Now it’s not uncommon to have a desktop and a laptop at a battlestation with tablets waiting in the wings. Add in a few Raspis, consoles, and various cheap computers, and it’s pretty easy to have an enormous number of machines and monitors on a desk. Traditionally, a KVM switch would be the solution to this, sharing a keyboard, mouse, and monitor with many different boxes, but this is an ugly solution. [frankstripod] has a device that fixes that with some interesting software and a few USB hacks.
[frankstripod] is in love with a program called Synergy this program combines the keyboard, mouse, and display of several computers over a network so you’ll only ever have to use one keyboard and mouse; it’s as simple as dragging your mouse from one computer to the other. There are a few limitations, though: keyboards don’t work until the OS has loaded (no BIOS access, then), it doesn’t work if the network is down, and setup can be complicated. This project aims to replace the ‘server’ part of a Synergy setup with a small, networkable KVM.

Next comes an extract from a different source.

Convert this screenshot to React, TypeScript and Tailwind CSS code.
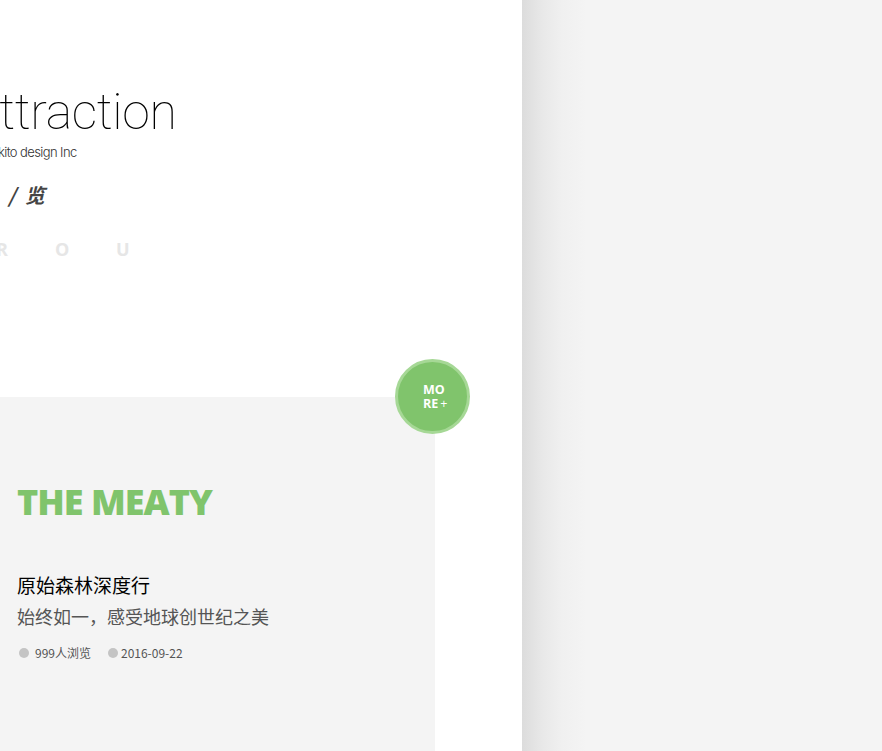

Right now the plan is to use a small embedded board running Linux to read a USB keyboard and switch the output between several computers. A few scripts detect the mouse moving from one screen to another, and a microcontroller switches USB output between each computer. If it sounds weird, you’re right, but it does work: [frank]’s 2014 Hackaday Prize project was a mouse that worked with two computers at once.